> [Exercise] Wherever the word "components" shows up in a line, please copy that line.

> [Material provided]

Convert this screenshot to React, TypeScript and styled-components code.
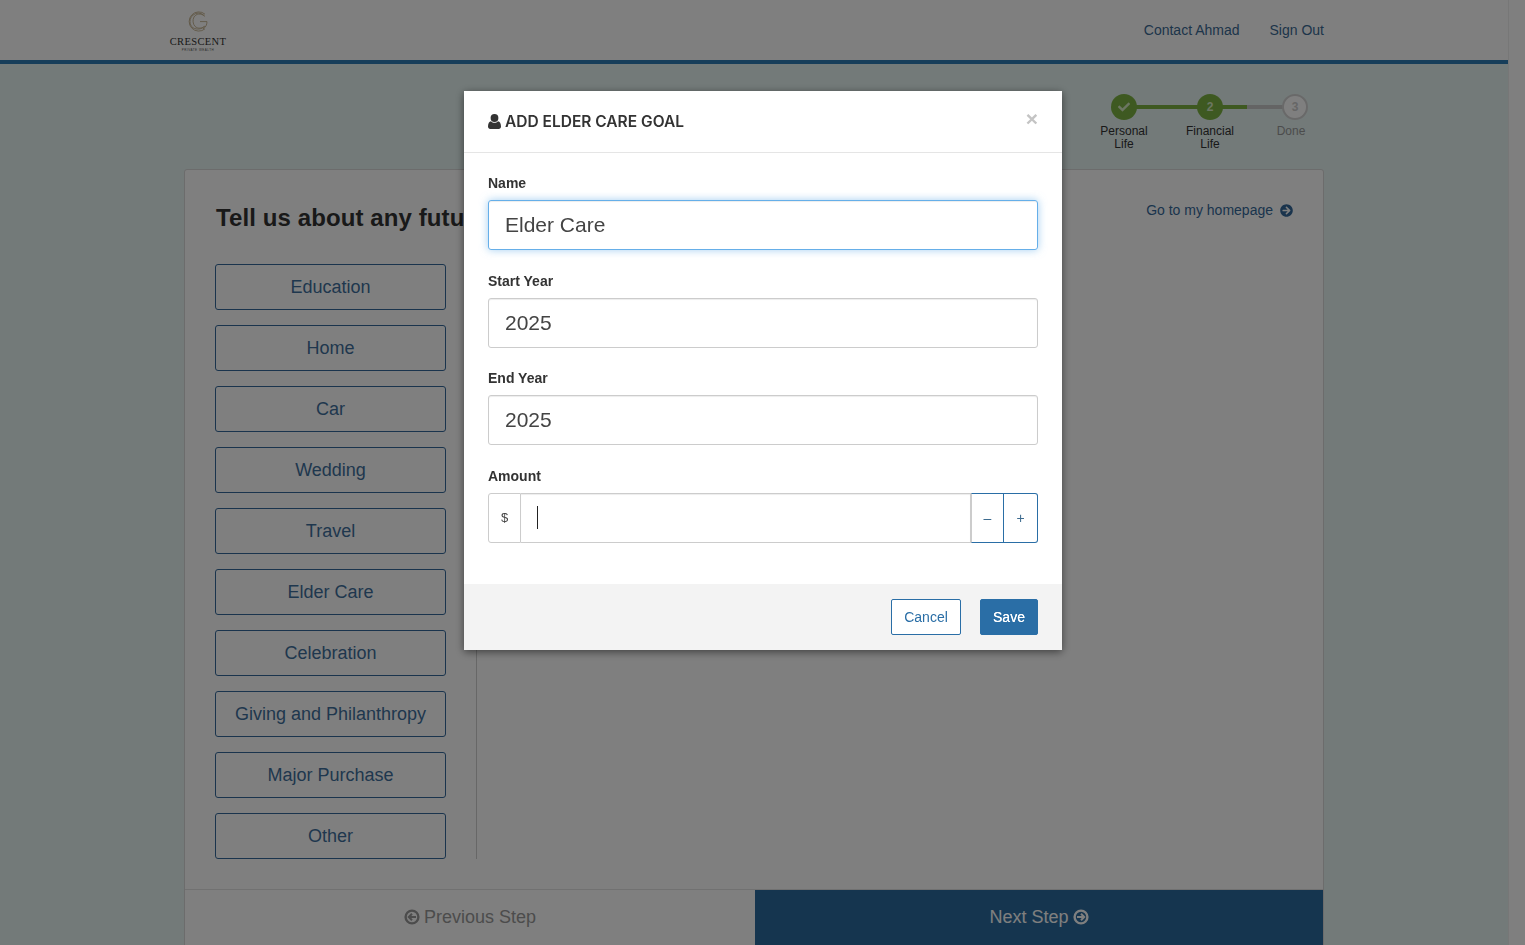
import React from "react";
import styled, { createGlobalStyle } from "styled-components";
import { FaCheck, FaArrowCircleRight } from "react-icons/fa";

const Global = createGlobalStyle`
  html, body { margin: 0; height: 100%; overflow: hidden; }
  body { font-family: "Liberation Sans", Arial, sans-serif; background: #e6f4f2; }
  * { box-sizing: border-box; }
`;

const Shell = styled.div`
  display: flex;
  height: 945px;
  overflow: hidden;
`;
const Page = styled.div`
  width: 1508px;
  flex: none;
  display: flex;
  flex-direction: column;
`;
const ScrollTrack = styled.div`
  flex: 1;
  background: #ffffff;
  border-left: 1px solid #eeeeee;
`;
const Header = styled.header`
  height: 64px;
  flex: none;
  background: #ffffff;
  border-bottom: 4px solid #2f7db5;
  display: flex;
  justify-content: space-between;
  padding: 0 184px 0 169px;
`;
const Logo = styled.div`
  width: 58px;
  padding-top: 11px;
  display: flex;
  flex-direction: column;
  align-items: center;
`;
const LogoName = styled.span`
  font-family: "Liberation Serif", serif;
  font-size: 10.5px;
  line-height: 10px;
  letter-spacing: 0.35px;
  margin-top: 5px;
  color: #333333;
  white-space: nowrap;
`;
const LogoSub = styled.span`
  font-family: "Liberation Sans", sans-serif;
  font-size: 3px;
  line-height: 4px;
  letter-spacing: 0.5px;
  margin-top: 1px;
  color: #555555;
  white-space: nowrap;
`;
const TopNav = styled.nav`
  display: flex;
  gap: 30px;
  padding-top: 22px;
`;
const TopLink = styled.a`
  font-size: 14px;
  line-height: 16px;
  color: #3a6a94;
`;
const Main = styled.main`
  width: 1140px;
  margin-left: 184px;
  display: flex;
  flex-direction: column;
`;
const Stepper = styled.div`
  height: 105px;
  flex: none;
  padding-top: 30px;
  display: flex;
  justify-content: flex-end;
`;
const Step = styled.div<{ $w: number }>`
  width: ${(p) => p.$w}px;
  flex: none;
  display: flex;
  flex-direction: column;
  align-items: center;
  position: relative;
`;
const StepDot = styled.div<{ $on: boolean }>`
  width: 26px;
  height: 26px;
  border-radius: 50%;
  display: flex;
  align-items: center;
  justify-content: center;
  font-size: 12px;
  font-weight: 700;
  color: ${(p) => (p.$on ? "#d8ecc4" : "#cccccc")};
  background: ${(p) => (p.$on ? "#7cb342" : "#ffffff")};
  border: ${(p) => (p.$on ? "none" : "2px solid #d3d3d3")};
  margin-left: ${(p) => (p.$on ? 0 : 13)}px;
  position: relative;
  z-index: 1;
`;
const StepLine = styled.div<{ $green: number }>`
  position: absolute;
  left: 50%;
  top: 11px;
  width: 86px;
  height: 4px;
  background: linear-gradient(
    to right,
    #7cb342 ${(p) => p.$green}%,
    #c8c8c8 ${(p) => p.$green}%
  );
`;
const StepLabel = styled.div<{ $on: boolean }>`
  margin-top: 5px;
  margin-left: ${(p) => (p.$on ? 0 : 5)}px;
  font-size: 12px;
  line-height: 13px;
  text-align: center;
  color: ${(p) => (p.$on ? "#333333" : "#999999")};
`;
const Card = styled.section`
  flex: none;
  height: 790px;
  border: 1px solid #d8d8d8;
  border-radius: 3px 3px 0 0;
  background: #ffffff;
  display: flex;
  flex-direction: column;
`;
const CardBody = styled.div`
  height: 719px;
  flex: none;
  padding: 0 29px 30px 30px;
  display: flex;
  flex-direction: column;
`;
const TopRow = styled.div`
  height: 94px;
  flex: none;
  display: flex;
  justify-content: space-between;
  align-items: flex-start;
`;
const Title = styled.h2`
  margin: 33px 0 0 1px;
  font-size: 24px;
  line-height: 29px;
  font-weight: 700;
  letter-spacing: 0.1px;
  color: #333333;
  white-space: nowrap;
`;
const HomeLink = styled.a`
  margin-top: 32px;
  margin-right: 1px;
  font-size: 14px;
  line-height: 17px;
  color: #35699a;
  display: flex;
  align-items: center;
  gap: 7px;
`;
const GoalColumn = styled.div`
  width: 262px;
  flex: 1;
  border-right: 1px solid #cfcfcf;
  display: flex;
  flex-direction: column;
  gap: 15px;
`;
const GoalButton = styled.button`
  width: 231px;
  height: 46px;
  flex: none;
  background: #ffffff;
  border: 1px solid #35699a;
  border-radius: 3px;
  font-family: inherit;
  font-size: 18px;
  color: #3f6f9c;
  padding: 0;
`;
const CardFooter = styled.div`
  flex: 1;
  display: flex;
  border-top: 1px solid #e2e2e2;
`;
const FootButton = styled.button<{ $primary?: boolean }>`
  width: ${(p) => (p.$primary ? 568 : 570)}px;
  height: 100%;
  border: none;
  padding: 0 0 14px;
  font-family: inherit;
  font-size: 18px;
  display: flex;
  align-items: center;
  justify-content: center;
  gap: 4px;
  color: ${(p) => (p.$primary ? "#ffffff" : "#999999")};
  background: ${(p) => (p.$primary ? "#2b6b9e" : "#ffffff")};
`;
const Backdrop = styled.div`
  position: fixed;
  inset: 0;
  background: rgba(0, 0, 0, 0.5);
  z-index: 10;
`;
const Modal = styled.div`
  position: fixed;
  z-index: 11;
  left: 464px;
  top: 91px;
  width: 598px;
  height: 559px;
  background: #ffffff;
  box-shadow: 0 2px 8px rgba(0, 0, 0, 0.5);
  display: flex;
  flex-direction: column;
`;
const ModalHeader = styled.div`
  height: 62px;
  flex: none;
  border-bottom: 1px solid #e5e5e5;
  padding: 0 24px;
  display: flex;
  align-items: center;
  gap: 4px;
  position: relative;
`;
const ModalTitle = styled.h4`
  margin: 0;
  font-family: Inter, sans-serif;
  font-size: 15.5px;
  font-weight: 600;
  color: #333333;
  white-space: nowrap;
`;
const Close = styled.span`
  position: absolute;
  right: 24px;
  top: 16px;
  font-size: 21px;
  line-height: 24px;
  font-weight: 700;
  color: #c4c4c4;
`;
const ModalBody = styled.div`
  flex: 1;
  padding: 22px 24px 0;
  display: flex;
  flex-direction: column;
`;
const Field = styled.div`
  height: 97.6px;
  flex: none;
  display: flex;
  flex-direction: column;
`;
const Label = styled.label`
  font-size: 14px;
  line-height: 17px;
  font-weight: 700;
  color: #333333;
  margin-bottom: 8px;
`;
const TextInput = styled.div<{ $focus?: boolean }>`
  height: 50px;
  flex: none;
  display: flex;
  align-items: center;
  padding: 0 16px;
  font-size: 21px;
  color: #444444;
  border-radius: 3px;
  border: 1px solid ${(p) => (p.$focus ? "#66afe9" : "#cccccc")};
  box-shadow: ${(p) =>
    p.$focus
      ? "inset 0 1px 1px rgba(0,0,0,.075), 0 0 8px rgba(102,175,233,.6)"
      : "inset 0 1px 1px rgba(0,0,0,.075)"};
`;
const AmountGroup = styled.div`
  display: flex;
  height: 50px;
  flex: none;
`;
const Addon = styled.div`
  width: 33px;
  flex: none;
  border: 1px solid #cccccc;
  border-radius: 3px 0 0 3px;
  display: flex;
  align-items: center;
  justify-content: center;
  font-size: 13px;
  color: #444444;
`;
const AmountInput = styled.div`
  flex: 1;
  border: 1px solid #cccccc;
  border-left: none;
  box-shadow: inset 0 1px 1px rgba(0, 0, 0, 0.075);
  display: flex;
  align-items: center;
  padding-left: 16px;
`;
const Caret = styled.span`
  width: 1px;
  height: 23px;
  background: #222222;
`;
const StepperButton = styled.button<{ $last?: boolean }>`
  width: ${(p) => (p.$last ? 34 : 33)}px;
  flex: none;
  background: #ffffff;
  border: 1px solid #2a6ea6;
  border-left: ${(p) => (p.$last ? "none" : "1px solid #cccccc")};
  border-radius: ${(p) => (p.$last ? "0 3px 3px 0" : "0")};
  font-family: inherit;
  font-size: 14px;
  color: #3d6b8f;
  padding: 0;
`;
const ModalFooter = styled.div`
  height: 66px;
  flex: none;
  background: #f3f3f3;
  padding-top: 15px;
  padding-right: 24px;
  display: flex;
  justify-content: flex-end;
  gap: 19px;
`;
const ActionButton = styled.button<{ $solid?: boolean }>`
  height: 36px;
  width: ${(p) => (p.$solid ? 58 : 70)}px;
  border: 1px solid #2a6ea6;
  border-radius: 2px;
  font-family: inherit;
  font-size: 14px;
  padding: 0;
  color: ${(p) => (p.$solid ? "#ffffff" : "#2a6ea6")};
  background: ${(p) => (p.$solid ? "#2a6ea6" : "#ffffff")};
  text-shadow: ${(p) => (p.$solid ? "0 0 0.3px #fff" : "none")};
`;

const RingArrow = ({ dir }: { dir: "left" | "right" }) => (
  <svg width="16" height="16" viewBox="0 0 16 16" aria-hidden="true">
    <circle cx="8" cy="8" r="6.4" fill="none" stroke="currentColor" strokeWidth="2.4" />
    <path
      d={dir === "left" ? "M12 8H5.5M8 4.8 4.8 8 8 11.2" : "M4 8h6.5M8 4.8 11.2 8 8 11.2"}
      fill="none"
      stroke="currentColor"
      strokeWidth="2"
    />
  </svg>
);

const UserGlyph = () => (
  <svg width="13" height="15" viewBox="0 0 13 15" aria-hidden="true" fill="#333333">
    <circle cx="6.5" cy="4" r="3.9" />
    <path d="M0 12.5C0 9.5 1.2 7.6 3 7.3 4 8.3 5.2 8.8 6.5 8.8S9 8.3 10 7.3C11.8 7.6 13 9.5 13 12.5 13 14 12 15 10.8 15H2.2C1 15 0 14 0 12.5Z" />
  </svg>
);

const LogoMark = () => (
  <svg width="24" height="21" viewBox="0 0 24 21" aria-hidden="true">
    <g fill="none" stroke="#c2b08c" strokeWidth="0.9">
      <path d="M19 3.2A9.6 9.6 0 1 0 19 17.8" />
      <path d="M18 4.6A7.6 7.6 0 0 0 7 4.2C3 7 3 14 7 16.8 11 19 16 18 18 15.6" />
      <path d="M19 5.4C15 1.8 10 2.6 8 6 6.4 8.8 6.8 13 9 15.4 12 18 16 17.6 19 15" />
      <path d="M14 10.6h7c0 3.2-1.4 6-4 7.2" />
    </g>
  </svg>
);

const goals = [
  "Education",
  "Home",
  "Car",
  "Wedding",
  "Travel",
  "Elder Care",
  "Celebration",
  "Giving and Philanthropy",
  "Major Purchase",
  "Other",
];

export default function App() {
  return (
    <Shell>
      <Global />
      <Page>
        <Header>
          <Logo>
            <LogoMark />
            <LogoName>CRESCENT</LogoName>
            <LogoSub>PRIVATE WEALTH</LogoSub>
          </Logo>
          <TopNav>
            <TopLink>Contact Ahmad</TopLink>
            <TopLink>Sign Out</TopLink>
          </TopNav>
        </Header>
        <Main>
          <Stepper>
            <Step $w={86}>
              <StepLine $green={100} />
              <StepDot $on>
                <FaCheck size={12} />
              </StepDot>
              <StepLabel $on>
                Personal
                <br />
                Life
              </StepLabel>
            </Step>
            <Step $w={86}>
              <StepLine $green={43} />
              <StepDot $on>2</StepDot>
              <StepLabel $on>
                Financial
                <br />
                Life
              </StepLabel>
            </Step>
            <Step $w={71}>
              <StepDot $on={false}>3</StepDot>
              <StepLabel $on={false}>Done</StepLabel>
            </Step>
          </Stepper>
          <Card>
            <CardBody>
              <TopRow>
                <Title>Tell us about any future goals</Title>
                <HomeLink>
                  Go to my homepage <FaArrowCircleRight size={13} />
                </HomeLink>
              </TopRow>
              <GoalColumn>
                {goals.map((g) => (
                  <GoalButton key={g}>{g}</GoalButton>
                ))}
              </GoalColumn>
            </CardBody>
            <CardFooter>
              <FootButton>
                <RingArrow dir="left" /> Previous Step
              </FootButton>
              <FootButton $primary>
                Next Step <RingArrow dir="right" />
              </FootButton>
            </CardFooter>
          </Card>
        </Main>
      </Page>
      <ScrollTrack />
      <Backdrop />
      <Modal>
        <ModalHeader>
          <UserGlyph />
          <ModalTitle>ADD ELDER CARE GOAL</ModalTitle>
          <Close>×</Close>
        </ModalHeader>
        <ModalBody>
          <Field>
            <Label>Name</Label>
            <TextInput $focus>Elder Care</TextInput>
          </Field>
          <Field>
            <Label>Start Year</Label>
            <TextInput>2025</TextInput>
          </Field>
          <Field>
            <Label>End Year</Label>
            <TextInput>2025</TextInput>
          </Field>
          <Field>
            <Label>Amount</Label>
            <AmountGroup>
              <Addon>$</Addon>
              <AmountInput>
                <Caret />
              </AmountInput>
              <StepperButton>–</StepperButton>
              <StepperButton $last>+</StepperButton>
            </AmountGroup>
          </Field>
        </ModalBody>
        <ModalFooter>
          <ActionButton>Cancel</ActionButton>
          <ActionButton $solid>Save</ActionButton>
        </ModalFooter>
      </Modal>
    </Shell>
  );
}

> [Output of the task]
Convert this screenshot to React, TypeScript and styled-components code.
import styled, { createGlobalStyle } from "styled-components";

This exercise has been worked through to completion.